Gabrella juga menambahkan bahwa kurangnya sistem pendukung bagi jurnalis dapat menambah level stress dan mengancam kesehatan mental mereka.

“Pada May Day lalu, saya menyaksikan langsung ada seorang wartawan yang bertugas sebagai reporter sekaligus camera person, tugas untuk dua orang dibebankan kepada satu individu,” ujarnya.

Di tengah situasi tersebut, jurnalis dan pekerja media juga masih harus dihantui dengan kekerasan baik di ranah digital dan fisik. sebanyak 85,7% pernah mengalami kekerasan dalam kariernya sebagai jurnalis. Dari persentase tersebut, 70,1% mengalami kekerasan baik secara digital maupun fisik. 

“Jurnalis, khususnya jurnalis perempuan masih harus menghadapi berbagai bentuk kekerasan dan pelecehan seksual mulai dari catcalling, body shaming, hingga pelecehan seksual,” ujar Koordinator Divisi Gender dan Inklusi Sosial, Selira Dian. 

Komite Pekerja Media SINDIKASI Mulyono Sri Hutomo juga menyoroti kekerasan yang dialami oleh para jurnalis di Palestina. Hingga saat ini, menurut  data Reporters Without Borders (RSF) setidaknya 103 jurnalis telah terbunuh oleh serangan Israel di Gaza dalam lima bulan terakhir.  SINDIKASI mengecam pembunuhan terhadap jurnalis dan meminta agar Israel dengan segera melakukan gencatan senjata.
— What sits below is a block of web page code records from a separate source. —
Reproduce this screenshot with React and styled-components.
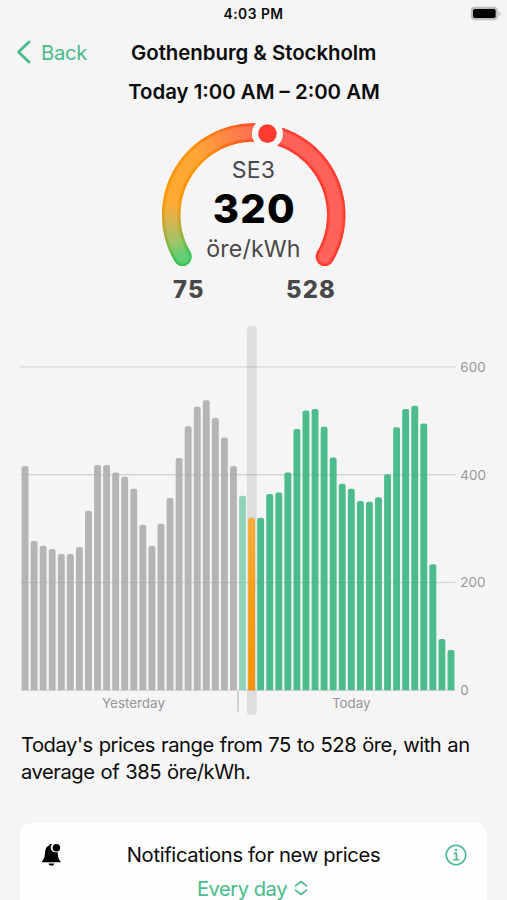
import React from 'react';
import styled, { createGlobalStyle } from 'styled-components';

const green = '#4abb8b';

const GlobalStyle = createGlobalStyle`
  * {
    box-sizing: border-box;
  }

  body {
    background: #f5f5f5;
    color: #0b0b0b;
    font-family: Inter, "Liberation Sans", sans-serif;
    margin: 0;
    overflow: hidden;
  }

  svg {
    display: block;
  }
`;

const Screen = styled.div`
  display: flex;
  flex-direction: column;
  height: 900px;
  overflow: hidden;
  width: 507px;

  > * {
    flex: none;
  }
`;

const StatusBar = styled.header`
  align-items: center;
  display: grid;
  grid-template-columns: 1fr auto 1fr;
  height: 27px;
  padding: 0 6px;
`;

const Clock = styled.span`
  font-size: 13.8px;
  font-weight: 600;
  grid-column: 2;
  letter-spacing: 0.5px;
`;

const Battery = styled.svg`
  justify-self: end;
`;

const NavBar = styled.nav`
  align-items: center;
  display: grid;
  grid-template-columns: 115px auto 1fr;
  height: 50px;
  padding-left: 16px;
`;

const Back = styled.a`
  align-items: center;
  color: ${green};
  display: flex;
  font-size: 20.3px;
  gap: 10px;
  letter-spacing: -0.3px;
`;

const Title = styled.h1`
  font-size: 20.4px;
  font-weight: 600;
  letter-spacing: -0.03px;
  margin: 0;
  white-space: nowrap;
`;

const Period = styled.h2`
  font-size: 20.4px;
  font-weight: 600;
  height: 40px;
  letter-spacing: 0;
  line-height: 29px;
  margin: 0;
  padding-left: 1px;
  text-align: center;
`;

const Dial = styled.svg`
  align-self: center;
  margin-left: 1px;
`;

const DialText = styled.text`
  fill: ${props => props.$color || '#48484a'};
  font-size: ${props => props.$size}px;
  font-weight: ${props => props.$weight || 400};
  letter-spacing: ${props => props.$spacing || 0}px;
  text-anchor: middle;
`;

const Plot = styled.svg`
  overflow: hidden;
`;

const AxisText = styled.text`
  fill: #979797;
  font-size: 13.4px;
  letter-spacing: ${props => props.$spacing || 0}px;
  text-anchor: ${props => props.$anchor || 'start'};
`;

const Summary = styled.p`
  font-size: 20.2px;
  letter-spacing: -0.47px;
  line-height: 27px;
  margin: 0;
  padding: 10px 21px 0;
  white-space: nowrap;
  word-spacing: 0.8px;
`;

const Card = styled.section`
  background: #fefefe;
  border-radius: 11px;
  height: 100px;
  margin: 37.5px 20px 0;
  padding: 15px 20px 0 21px;
`;

const CardRow = styled.div`
  align-items: center;
  display: flex;
  height: 34px;
  justify-content: space-between;
`;

const CardLabel = styled.span`
  font-size: 20.2px;
  letter-spacing: -0.34px;
`;

const Picker = styled.div`
  align-items: center;
  color: ${green};
  display: flex;
  font-size: 20.2px;
  gap: 7px;
  height: 33px;
  justify-content: center;
  letter-spacing: -0.5px;
  padding-right: 3px;
`;

const yesterday = [
  416, 277, 268, 262, 253, 253, 266, 333, 418, 418, 404, 396,
  374, 307, 268, 309, 357, 431, 490, 526, 538, 505, 469, 416
];

const today = [
  361, 320, 320, 364, 367, 404, 485, 519, 522, 489, 432, 383,
  374, 351, 350, 358, 401, 488, 522, 528, 495, 234, 95, 75
];

// Dial geometry, angles in degrees clockwise from the top
const CX = 92.7;
const CY = 98;
const R = 82.5;
const START = -120.5;
const SWEEP = 241;

const point = angle => {
  const a = (angle * Math.PI) / 180;
  return [CX + R * Math.sin(a), CY - R * Math.cos(a)];
};

const arc = (from, to) =>
  `M${point(from).join(' ')}A${R} ${R} 0 ${to - from > 180 ? 1 : 0} 1 ${point(to).join(' ')}`;

const stops = [
  [0, [58, 196, 84]],
  [0.04, [130, 184, 68]],
  [0.1, [198, 164, 40]],
  [0.16, [255, 149, 0]],
  [0.32, [255, 145, 6]],
  [0.54, [255, 59, 48]],
  [1, [255, 59, 48]]
];

const dialColor = t => {
  const i = Math.max(1, stops.findIndex(s => s[0] >= t));
  const [t0, a] = stops[i - 1];
  const [t1, b] = stops[i];
  const k = (t - t0) / (t1 - t0);
  return `rgb(${a.map((c, n) => Math.round(c + (b[n] - c) * k)).join(',')})`;
};

const STEPS = 121;
const segments = Array.from({ length: STEPS }, (_, i) => {
  const from = START + (SWEEP * i) / STEPS;
  const to = Math.min(START + SWEEP, from + (SWEEP / STEPS) * 1.5);
  return { d: arc(from, to), color: dialColor(i / (STEPS - 1)) };
});

const PriceDial = () => {
  const start = point(START);
  const end = point(START + SWEEP);
  const now = point(9.6);
  return (
    <Dial width="186" height="190" viewBox="0 0 186 190">
      <circle cx={start[0]} cy={start[1]} r="9.2" fill={dialColor(0)} />
      <circle cx={end[0]} cy={end[1]} r="9.2" fill={dialColor(1)} />
      { segments.map(s => <path key={s.d} d={s.d} fill="none" stroke={s.color} strokeWidth="18.4" />) }
      <path d={arc(START, START + SWEEP)} fill="none" stroke="#fff" strokeOpacity="0.1" strokeWidth="14.6" strokeLinecap="round" />
      <path d={arc(START, START + SWEEP)} fill="none" stroke="#fff" strokeOpacity="0.11" strokeWidth="12" strokeLinecap="round" />
      <circle cx={now[0]} cy={now[1]} r="15.5" fill="#f8f8f8" />
      <circle cx={now[0]} cy={now[1]} r="9.3" fill="#ff3b30" />
      <DialText x="92.5" y="60.8" $size={23} $spacing={0.2}>SE3</DialText>
      <DialText x="93.4" y="106.3" $size={40} $weight={800} $color="#000" $spacing={1.2}>320</DialText>
      <DialText x="92.5" y="140" $size={23.2} $spacing={0.15}>öre/kWh</DialText>
      <DialText x="27.8" y="181.3" $size={23.8} $weight={800} $spacing={1.2}>75</DialText>
      <DialText x="150" y="181.3" $size={23.8} $weight={800} $spacing={1.2}>528</DialText>
    </Dial>
  );
};

const BASE = 383.3;
const SCALE = 0.539;
const CELL = 9.063;
const LEFT = 20.5;
const CURRENT = 25;

const barPath = (i, value) => {
  const x = LEFT + i * CELL + 1.1;
  const y = BASE - value * SCALE;
  return `M${x} ${BASE}V${y + 2.2}q0 -2.2 2.2 -2.2h2.46q2.2 0 2.2 2.2V${BASE}z`;
};

const barColor = i => {
  if (i === CURRENT) return 'url(#current)';
  if (i < 24) return '#b4b4b4';
  return i < CURRENT ? '#8fd3b7' : green;
};

const PriceChart = () =>
  <Plot width="507" height="414" viewBox="0 0 507 414">
    <defs>
      <linearGradient id="current" x1="0" y1="0" x2="0" y2="1">
        <stop offset="0" stopColor="#ffad35" />
        <stop offset="0.6" stopColor="#ff9a0c" />
        <stop offset="1" stopColor="#ff9200" />
      </linearGradient>
    </defs>
    <rect x="247" y="19.3" width="9.6" height="388.4" rx="2.4" fill="#dedede" />
    {
      [0, 200, 400, 600].map(v =>
        <g key={v}>
          <rect
            x="20.5"
            y={BASE - v * SCALE - 0.7}
            width="435"
            height="1.4"
            fill="#000"
            fillOpacity="0.11"
          />
          <AxisText x="460.2" y={BASE - v * SCALE + 4.8} $spacing={0.15}>{v}</AxisText>
        </g>
      )
    }
    <g opacity="0.98">
      { [...yesterday, ...today].map((v, i) => <path key={i} d={barPath(i, v)} fill={barColor(i)} />) }
    </g>
    {/* the grid stays faintly visible across the bars */}
    { [200, 400].map(v => <rect key={v} x="20.5" y={BASE - v * SCALE - 0.7} width="435" height="1.4" fillOpacity="0.025" />) }
    <rect x="237.4" y="384" width="1.2" height="20.5" fill="#bcbcbc" />
    <AxisText x="133.5" y="401" $anchor="middle">Yesterday</AxisText>
    <AxisText x="351.3" y="401" $anchor="middle">Today</AxisText>
  </Plot>
;

const BellIcon = () =>
  <svg width="21" height="24" viewBox="0 0 21 24">
    <path
      fill="#000"
      d="M1.6 19.2c-.6 0-.8-.8-.3-1.3C3 16 3.700 14.500 3.900 10.500 4.100 6 5.500 3.400 8 2.600 8.400 1.300 9.400.8 11.300 1a4.700 4.700 0 0 0 3.300 8.200c.8.1 1.500 0 2.100-.3.200 5 .6 6.900 2.600 9 .6.600.3 1.300-.4 1.300zM7.500 20.600h5.900c-.3 1.400-1.500 2.100-3 2.100s-2.600-.7-2.900-2.100z"
    />
    <circle cx="15.400" cy="4.700" r="3.800" fill="#000" />
  </svg>
;

const InfoIcon = () =>
  <svg width="22" height="22" viewBox="0 0 22 22" fill="none" stroke={green} strokeWidth="1.6">
    <circle cx="11" cy="11" r="9.800" />
    <path d="M8.700 9.400h2.700v6.300M8.200 15.800h6" />
    <circle cx="11" cy="6" r="1.300" fill={green} stroke="none" />
  </svg>
;

const App = () =>
  <>
    <GlobalStyle />
    <Screen>
      <StatusBar>
        <Clock>4:03 PM</Clock>
        <Battery width="31" height="15" viewBox="0 0 31 15">
          <rect x="0.800" y="0.700" width="27" height="13.600" rx="4" fill="#bdbdbd" />
          <path d="M28.700 5.200c2.300.8 2.300 4 0 4.800z" fill="#bdbdbd" />
          <rect x="3" y="2.900" width="22.600" height="9.200" rx="1.800" fill="#000" />
        </Battery>
      </StatusBar>
      <NavBar>
        <Back>
          <svg width="15" height="24" viewBox="0 0 15 24" fill="none" stroke={green} strokeWidth="2.800" strokeLinecap="round" strokeLinejoin="round">
            <path d="M13 2L2.500 12 13 22" />
          </svg>
          Back
        </Back>
        <Title>Gothenburg &amp; Stockholm</Title>
      </NavBar>
      <Period>Today 1:00 AM – 2:00 AM</Period>
      <PriceDial />
      <PriceChart />
      <Summary>
        Today's prices range from 75 to 528 öre, with an<br />
        average of 385 öre/kWh.
      </Summary>
      <Card>
        <CardRow>
          <BellIcon />
          <CardLabel>Notifications for new prices</CardLabel>
          <InfoIcon />
        </CardRow>
        <Picker>
          Every day
          <svg width="14" height="16" viewBox="0 0 14 16" fill="none" stroke={green} strokeWidth="1.700" strokeLinecap="round" strokeLinejoin="round">
            <path d="M1.500 5.800L7 1.500l5.500 4.300M1.500 10.200L7 14.500l5.500-4.300" />
          </svg>
        </Picker>
      </Card>
    </Screen>
  </>
;

export default App;
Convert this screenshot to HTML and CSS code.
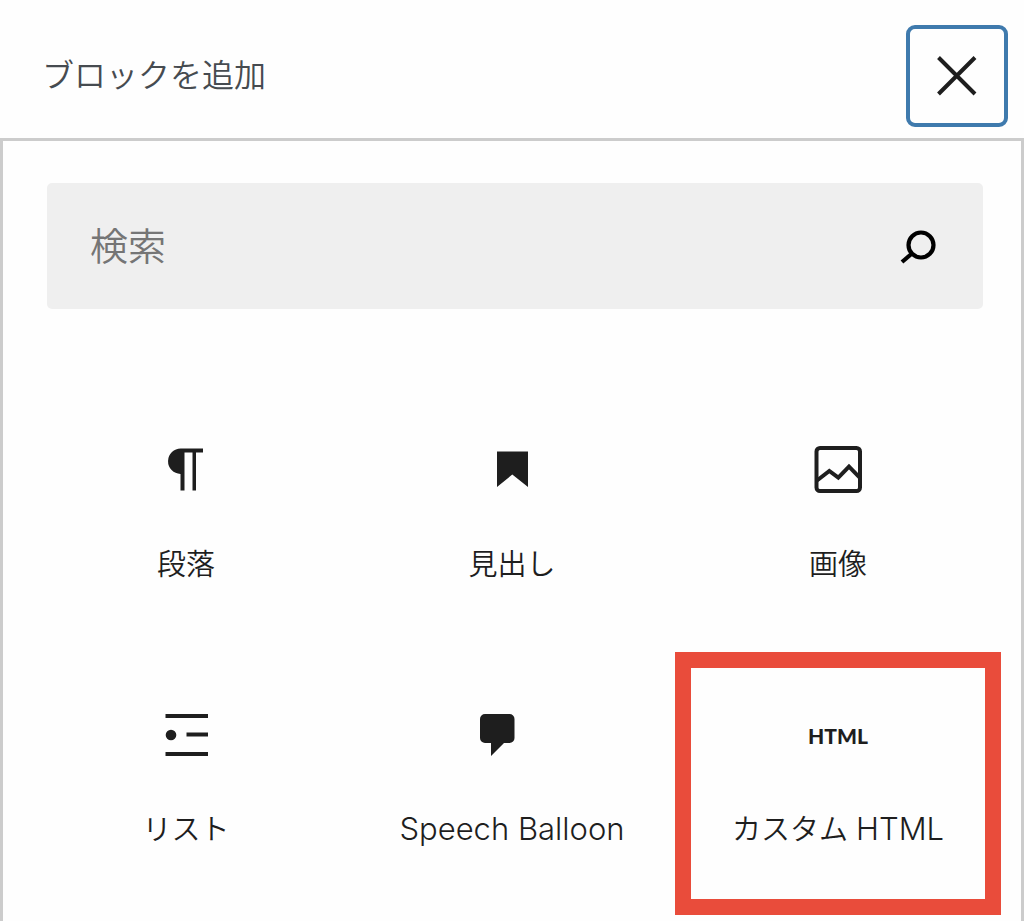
FILE: index.html
```
<!DOCTYPE html>
<html lang="ja">
<head>
    <meta charset="UTF-8">
    <meta name="viewport" content="width=device-width, initial-scale=1.0">
    <title>ブロックを追加</title>
    <link rel="stylesheet" href="styles.css">
</head>
<body>
    <header class="header">
        <h1 class="title">ブロックを追加</h1>
        <button type="button" class="close-btn" aria-label="閉じる">
            <svg width="40" height="40" viewBox="0 0 40 40" fill="none" stroke="#1e1e1e" stroke-width="4">
                <path d="M1.5 1.5L38 38M38 1.5L1.5 38"/>
            </svg>
        </button>
    </header>

    <main class="panel">
        <form class="search">
            <input type="search" class="search-input" placeholder="検索" aria-label="検索">
            <button type="button" class="search-btn" aria-label="検索">
                <svg width="40" height="40" viewBox="0 0 40 40" fill="none" stroke="#000" stroke-width="4.2">
                    <circle cx="21" cy="19" r="12.5"/>
                    <path d="M12 27.5L2 36"/>
                </svg>
            </button>
        </form>

        <div class="blocks">
            <button type="button" class="block">
                <svg class="icon" viewBox="0 0 64 64">
                    <path d="M49 10.5H27a12.7 12.7 0 0 0-.5 25.4V52.5h4v-38h8v38H42v-38h7z"/>
                </svg>
                <span class="label">段落</span>
            </button>
            <button type="button" class="block">
                <svg class="icon" viewBox="0 0 64 64">
                    <path d="M17 13.5h31V49L32.3 36.5 17 49z"/>
                </svg>
                <span class="label">見出し</span>
            </button>
            <button type="button" class="block">
                <svg class="icon icon-line" viewBox="0 0 64 64">
                    <rect x="10.5" y="10" width="43.5" height="43" rx="3.5"/>
                    <path d="M11 42.5L23.3 33l9 6.7L43 28.7l10.5 10.6"/>
                </svg>
                <span class="label">画像</span>
            </button>
            <button type="button" class="block">
                <svg class="icon" viewBox="0 0 64 64">
                    <path d="M11.5 11H54v4H11.5zM32.5 29.5H54v4H32.5zM11.5 49H54v4H11.5z"/>
                    <circle cx="17" cy="32" r="5.3"/>
                </svg>
                <span class="label">リスト</span>
            </button>
            <button type="button" class="block">
                <svg class="icon" viewBox="0 0 64 64">
                    <path d="M5 11h24.5a5 5 0 0 1 5 5v19a5 5 0 0 1-5 5H24L11 53V40H5a5 5 0 0 1-5-5V16a5 5 0 0 1 5-5z"/>
                </svg>
                <span class="label"><span class="latin">Speech Balloon</span></span>
            </button>
            <button type="button" class="block highlight">
                <span class="icon icon-text">HTML</span>
                <span class="label">カスタム <span class="latin">HTML</span></span>
            </button>
        </div>
    </main>
</body>
</html>
```
FILE: styles.css
```
* {
    box-sizing: border-box;
}
body {
    margin: 0;
    min-height: 100vh;
    display: flex;
    flex-direction: column;
    font-family: Inter, "Noto Sans CJK JP", sans-serif;
    font-weight: 350;
    background-color: #fefefe;
    color: #1e1e1e;
}
button {
    font-family: inherit;
    color: inherit;
    background: none;
    cursor: pointer;
}
.header {
    display: flex;
    justify-content: space-between;
    align-items: center;
    padding: 25px 16px 11px 42px;
}
.title {
    margin: 0;
    font-size: 32px;
    font-weight: 350;
    line-height: 48px;
    color: #464b50;
}
.close-btn {
    display: flex;
    justify-content: center;
    align-items: center;
    width: 102px;
    height: 102px;
    padding: 0;
    border: 4px solid #3f7aad;
    border-radius: 9px;
}
.panel {
    flex: 1;
    padding: 42px 20px 0;
    border: 3px solid #ccc;
    border-bottom: none;
}
.search {
    display: flex;
    align-items: center;
    height: 126px;
    margin: 0 18px 78px 24px;
    padding: 0 43px;
    background-color: #efefef;
    border-radius: 5px;
}
.search-input {
    flex: 1;
    min-width: 0;
    height: 100%;
    padding: 0;
    border: none;
    outline: none;
    background: none;
    font-family: inherit;
    font-size: 38px;
    font-weight: 350;
}
.search-input::placeholder {
    color: #757575;
}
.search-btn {
    display: flex;
    padding: 0;
    border: none;
}
.blocks {
    display: grid;
    grid-template-columns: repeat(3, 1fr);
    row-gap: 2px;
}
.block {
    display: flex;
    flex-direction: column;
    align-items: center;
    gap: 42px;
    padding: 35px 0 48px;
    border: 16px solid transparent;
}
.highlight {
    border-color: #e94c3b;
}
.icon {
    width: 64px;
    height: 64px;
    fill: #1e1e1e;
}
.icon-line {
    fill: none;
    stroke: #1e1e1e;
    stroke-width: 4;
}
.icon-text {
    display: flex;
    justify-content: center;
    align-items: center;
    font-family: Lato, sans-serif;
    font-size: 21px;
    font-weight: 900;
}
.label {
    font-size: 29px;
    font-weight: 350;
    line-height: 42px;
    white-space: nowrap;
}
.latin {
    font-size: 31px;
    line-height: 1;
}
```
“Dalam momen World Press Freedom Day ini, SINDIKASI ingin mengajak semua untuk tidak hanya melihat kebebasan pers dalam dimensi saat memproduksi produk jurnalistik semata, tetapi juga kesejahteraan dan juga lingkungan yang bebas dari segala bentuk kekerasan, termasuk kekerasan seksual,” kata Hutomo.